Step 2: Is the data sorted?

  • Yes: Binary search (static) or balanced tree (dynamic).
  • No: Linear search (small n) or hash table (large n).

Step 3: How large is the dataset?

  • Small (n < 100): Linear search (simplicity beats speed).
  • Large (n > 10,000): Binary search (sorted) or hash table (unsorted).

Step 4: Are updates frequent?

  • Static (rare updates): Binary search (pre-sort once).
  • Dynamic (frequent inserts/deletes): Hash table or balanced tree.

Step 5: Memory constraints?

  • Low memory: Linear/binary search (O(1) space).
  • Ample memory: Hash table (O(n) space) or tree (O(n) space).

Example Workflow:

Scenario: You’re building a user lookup system for a social media app with 1M+ users, where profiles are updated daily.

  • Data structure: Dynamic, key-value (user ID → profile).
  • Sorted? No (user IDs are random).
  • Size: Large (n = 1M).
  • Updates: Frequent.
  • Memory: Ample.
  • Best choice: Hash table (O(1) average lookup, handles dynamic updates).

5. Conclusion

Search algorithms are not just tools—they are trade-off engines. The “best” algorithm depends on your priorities: Do you need speed at the cost of memory? Simplicity over efficiency? Adaptability to dynamic data?
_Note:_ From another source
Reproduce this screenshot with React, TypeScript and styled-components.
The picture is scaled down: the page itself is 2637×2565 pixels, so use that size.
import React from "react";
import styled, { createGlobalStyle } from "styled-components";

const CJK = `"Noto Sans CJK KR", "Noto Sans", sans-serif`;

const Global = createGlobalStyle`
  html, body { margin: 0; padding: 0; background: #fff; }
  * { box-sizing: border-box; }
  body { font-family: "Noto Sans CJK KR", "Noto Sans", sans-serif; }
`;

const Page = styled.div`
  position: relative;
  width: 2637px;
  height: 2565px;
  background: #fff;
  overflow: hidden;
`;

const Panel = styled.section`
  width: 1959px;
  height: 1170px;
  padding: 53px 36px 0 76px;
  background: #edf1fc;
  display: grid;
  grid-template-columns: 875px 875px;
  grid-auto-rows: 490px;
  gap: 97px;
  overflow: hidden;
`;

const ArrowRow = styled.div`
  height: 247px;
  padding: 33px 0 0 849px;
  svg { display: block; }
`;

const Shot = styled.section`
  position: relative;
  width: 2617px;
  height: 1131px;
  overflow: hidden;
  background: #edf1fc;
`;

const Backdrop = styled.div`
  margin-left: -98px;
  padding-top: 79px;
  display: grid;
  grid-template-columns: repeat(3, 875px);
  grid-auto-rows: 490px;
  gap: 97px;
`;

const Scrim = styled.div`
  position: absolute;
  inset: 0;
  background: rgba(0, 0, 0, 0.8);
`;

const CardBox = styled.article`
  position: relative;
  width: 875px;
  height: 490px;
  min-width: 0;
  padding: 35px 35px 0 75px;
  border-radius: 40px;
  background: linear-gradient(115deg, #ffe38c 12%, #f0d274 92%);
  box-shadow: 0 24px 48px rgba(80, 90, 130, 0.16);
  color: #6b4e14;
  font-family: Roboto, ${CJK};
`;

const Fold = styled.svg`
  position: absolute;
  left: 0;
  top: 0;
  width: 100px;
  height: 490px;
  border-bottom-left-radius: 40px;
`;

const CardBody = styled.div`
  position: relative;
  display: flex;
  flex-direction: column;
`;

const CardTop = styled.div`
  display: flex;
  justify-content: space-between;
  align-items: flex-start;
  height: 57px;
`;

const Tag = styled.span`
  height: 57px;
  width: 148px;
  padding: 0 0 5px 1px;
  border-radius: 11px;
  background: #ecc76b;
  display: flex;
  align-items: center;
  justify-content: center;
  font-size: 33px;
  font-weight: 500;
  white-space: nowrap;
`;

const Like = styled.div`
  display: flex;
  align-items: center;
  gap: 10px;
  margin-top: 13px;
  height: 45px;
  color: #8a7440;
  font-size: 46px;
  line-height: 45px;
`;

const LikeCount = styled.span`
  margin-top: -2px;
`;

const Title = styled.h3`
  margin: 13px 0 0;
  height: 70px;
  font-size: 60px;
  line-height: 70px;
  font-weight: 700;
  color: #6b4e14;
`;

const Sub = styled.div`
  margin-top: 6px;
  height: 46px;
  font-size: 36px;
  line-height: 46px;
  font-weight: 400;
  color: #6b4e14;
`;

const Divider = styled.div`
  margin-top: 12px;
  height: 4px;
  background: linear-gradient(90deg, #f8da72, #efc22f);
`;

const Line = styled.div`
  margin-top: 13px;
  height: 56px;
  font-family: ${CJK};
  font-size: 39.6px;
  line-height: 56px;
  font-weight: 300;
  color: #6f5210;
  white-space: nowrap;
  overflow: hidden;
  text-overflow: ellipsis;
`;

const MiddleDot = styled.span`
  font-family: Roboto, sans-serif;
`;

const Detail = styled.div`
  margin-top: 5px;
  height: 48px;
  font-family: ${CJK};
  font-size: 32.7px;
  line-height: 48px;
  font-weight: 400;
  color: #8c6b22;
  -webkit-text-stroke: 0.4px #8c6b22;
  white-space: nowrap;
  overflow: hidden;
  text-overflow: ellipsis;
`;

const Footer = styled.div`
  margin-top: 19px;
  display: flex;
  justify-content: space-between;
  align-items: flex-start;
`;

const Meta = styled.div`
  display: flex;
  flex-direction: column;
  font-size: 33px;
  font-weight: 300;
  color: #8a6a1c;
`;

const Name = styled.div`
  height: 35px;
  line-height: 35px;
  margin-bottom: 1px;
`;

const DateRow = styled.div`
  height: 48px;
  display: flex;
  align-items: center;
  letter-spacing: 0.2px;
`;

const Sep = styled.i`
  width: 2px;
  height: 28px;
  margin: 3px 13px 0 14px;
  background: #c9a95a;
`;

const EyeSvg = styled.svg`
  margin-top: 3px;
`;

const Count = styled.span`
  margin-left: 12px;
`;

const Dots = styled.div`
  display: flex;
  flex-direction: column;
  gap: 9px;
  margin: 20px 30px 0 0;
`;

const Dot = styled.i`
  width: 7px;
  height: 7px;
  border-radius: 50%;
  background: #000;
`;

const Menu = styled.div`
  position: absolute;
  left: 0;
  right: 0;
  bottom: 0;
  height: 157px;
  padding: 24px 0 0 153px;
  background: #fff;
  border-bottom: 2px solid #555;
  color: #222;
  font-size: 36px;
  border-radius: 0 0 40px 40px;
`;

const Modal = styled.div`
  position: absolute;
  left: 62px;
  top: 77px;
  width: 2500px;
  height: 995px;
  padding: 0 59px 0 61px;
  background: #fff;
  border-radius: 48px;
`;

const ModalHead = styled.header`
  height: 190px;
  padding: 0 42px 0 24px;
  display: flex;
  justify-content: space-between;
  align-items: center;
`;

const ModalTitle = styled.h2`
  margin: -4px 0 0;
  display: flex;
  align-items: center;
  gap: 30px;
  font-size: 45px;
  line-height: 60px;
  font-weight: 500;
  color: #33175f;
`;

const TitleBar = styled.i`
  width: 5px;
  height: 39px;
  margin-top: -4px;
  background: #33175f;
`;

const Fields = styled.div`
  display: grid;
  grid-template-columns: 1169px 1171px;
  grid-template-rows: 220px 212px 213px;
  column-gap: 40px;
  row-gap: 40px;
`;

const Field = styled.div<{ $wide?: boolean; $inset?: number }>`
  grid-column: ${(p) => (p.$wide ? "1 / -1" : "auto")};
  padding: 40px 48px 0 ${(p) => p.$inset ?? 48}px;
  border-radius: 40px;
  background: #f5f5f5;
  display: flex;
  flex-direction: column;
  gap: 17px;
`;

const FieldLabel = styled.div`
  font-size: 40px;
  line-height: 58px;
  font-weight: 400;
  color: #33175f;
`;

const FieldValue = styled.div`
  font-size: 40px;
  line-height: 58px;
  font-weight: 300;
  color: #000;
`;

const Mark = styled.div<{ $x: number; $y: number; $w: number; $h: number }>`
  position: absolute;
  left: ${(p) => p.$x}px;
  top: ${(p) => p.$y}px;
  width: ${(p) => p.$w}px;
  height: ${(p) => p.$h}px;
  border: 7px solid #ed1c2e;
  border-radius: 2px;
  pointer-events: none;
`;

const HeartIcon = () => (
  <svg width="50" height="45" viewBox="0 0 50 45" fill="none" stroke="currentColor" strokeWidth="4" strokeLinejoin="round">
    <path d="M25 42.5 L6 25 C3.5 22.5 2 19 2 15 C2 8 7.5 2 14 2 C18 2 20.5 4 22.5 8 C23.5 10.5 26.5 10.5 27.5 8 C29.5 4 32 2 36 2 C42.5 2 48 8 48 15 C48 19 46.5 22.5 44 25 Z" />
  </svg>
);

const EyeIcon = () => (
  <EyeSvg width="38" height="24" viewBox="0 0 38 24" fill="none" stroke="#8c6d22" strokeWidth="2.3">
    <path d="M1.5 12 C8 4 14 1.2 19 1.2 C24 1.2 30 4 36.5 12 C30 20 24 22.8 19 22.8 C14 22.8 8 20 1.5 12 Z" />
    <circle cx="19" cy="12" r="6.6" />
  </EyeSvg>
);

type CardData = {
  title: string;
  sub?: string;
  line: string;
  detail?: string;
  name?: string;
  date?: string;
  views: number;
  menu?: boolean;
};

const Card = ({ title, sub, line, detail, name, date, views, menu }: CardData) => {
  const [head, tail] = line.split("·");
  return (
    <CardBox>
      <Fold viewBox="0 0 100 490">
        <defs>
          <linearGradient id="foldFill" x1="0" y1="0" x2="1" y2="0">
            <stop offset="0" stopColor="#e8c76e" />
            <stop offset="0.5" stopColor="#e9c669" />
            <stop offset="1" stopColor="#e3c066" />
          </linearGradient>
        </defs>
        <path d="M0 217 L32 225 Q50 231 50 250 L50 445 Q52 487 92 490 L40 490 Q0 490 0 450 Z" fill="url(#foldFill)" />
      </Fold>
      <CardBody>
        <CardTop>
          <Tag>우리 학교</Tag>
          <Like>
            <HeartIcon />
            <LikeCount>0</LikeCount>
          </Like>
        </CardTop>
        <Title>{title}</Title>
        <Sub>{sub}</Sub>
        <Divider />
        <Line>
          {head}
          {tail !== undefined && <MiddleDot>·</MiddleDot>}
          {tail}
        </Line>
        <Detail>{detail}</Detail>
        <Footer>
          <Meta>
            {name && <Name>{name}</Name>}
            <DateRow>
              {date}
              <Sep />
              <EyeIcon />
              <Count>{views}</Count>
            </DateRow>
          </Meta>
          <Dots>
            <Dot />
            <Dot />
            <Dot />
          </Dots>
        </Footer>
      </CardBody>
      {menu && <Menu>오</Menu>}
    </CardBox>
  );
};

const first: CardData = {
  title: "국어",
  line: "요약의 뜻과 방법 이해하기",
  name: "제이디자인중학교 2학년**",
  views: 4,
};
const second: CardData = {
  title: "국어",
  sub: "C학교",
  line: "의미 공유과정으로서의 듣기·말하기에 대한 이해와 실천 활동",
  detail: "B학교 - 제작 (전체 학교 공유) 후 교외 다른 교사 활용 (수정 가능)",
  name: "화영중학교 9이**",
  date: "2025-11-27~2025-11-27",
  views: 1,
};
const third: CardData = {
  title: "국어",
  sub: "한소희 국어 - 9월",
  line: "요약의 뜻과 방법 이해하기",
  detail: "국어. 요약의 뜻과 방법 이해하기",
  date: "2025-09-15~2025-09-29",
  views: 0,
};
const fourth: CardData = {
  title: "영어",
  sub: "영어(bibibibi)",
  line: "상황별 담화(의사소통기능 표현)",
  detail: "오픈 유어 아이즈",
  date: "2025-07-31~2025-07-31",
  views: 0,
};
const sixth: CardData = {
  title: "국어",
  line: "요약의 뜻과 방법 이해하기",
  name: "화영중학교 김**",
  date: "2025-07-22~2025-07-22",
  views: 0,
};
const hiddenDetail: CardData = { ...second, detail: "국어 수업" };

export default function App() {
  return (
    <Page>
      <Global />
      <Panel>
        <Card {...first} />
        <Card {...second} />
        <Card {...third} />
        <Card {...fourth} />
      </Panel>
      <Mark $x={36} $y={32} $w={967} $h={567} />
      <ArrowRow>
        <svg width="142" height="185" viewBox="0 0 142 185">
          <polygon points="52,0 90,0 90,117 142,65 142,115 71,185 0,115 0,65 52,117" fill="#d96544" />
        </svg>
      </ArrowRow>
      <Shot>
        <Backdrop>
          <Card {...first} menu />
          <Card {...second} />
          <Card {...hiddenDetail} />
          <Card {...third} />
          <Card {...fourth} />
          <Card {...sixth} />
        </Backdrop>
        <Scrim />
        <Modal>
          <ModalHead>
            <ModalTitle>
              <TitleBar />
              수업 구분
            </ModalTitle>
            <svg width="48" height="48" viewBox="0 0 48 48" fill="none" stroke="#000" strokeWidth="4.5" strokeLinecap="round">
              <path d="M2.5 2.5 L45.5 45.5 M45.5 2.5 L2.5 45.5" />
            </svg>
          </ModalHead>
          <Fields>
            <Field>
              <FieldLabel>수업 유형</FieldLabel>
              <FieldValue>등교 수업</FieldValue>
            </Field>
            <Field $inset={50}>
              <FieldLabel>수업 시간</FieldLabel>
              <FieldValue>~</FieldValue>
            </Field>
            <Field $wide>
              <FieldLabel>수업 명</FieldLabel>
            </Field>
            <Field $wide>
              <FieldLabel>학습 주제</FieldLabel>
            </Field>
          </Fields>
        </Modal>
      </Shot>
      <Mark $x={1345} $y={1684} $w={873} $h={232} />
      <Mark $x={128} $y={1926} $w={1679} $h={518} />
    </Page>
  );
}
By evaluating factors like time/space complexity, data structure requirements, and input characteristics, you can make informed choices. Remember: even “slow” algorithms like linear search shine in small, unsorted datasets, while “fast” ones like hash tables struggle with collisions or memory constraints.

The next time you implement a search feature, ask: What trade-offs am I willing to accept? The answer will guide you to the optimal algorithm.

References

  1. Cormen, T. H., Leiserson, C. E., Rivest, R. L., & Stein, C. (2009). Introduction to Algorithms (3rd ed.). MIT Press.
  2. Bhargava, A. (2016). Grokking Algorithms: An Illustrated Guide for Programmers and Other Curious People. Manning Publications.
  3. GeeksforGeeks. (n.d.). Searching Algorithms. https://www.geeksforgeeks.org/searching-algorithms/
  4. Skiena, S. S. (2020). The Algorithm Design Manual (3rd ed.). Springer.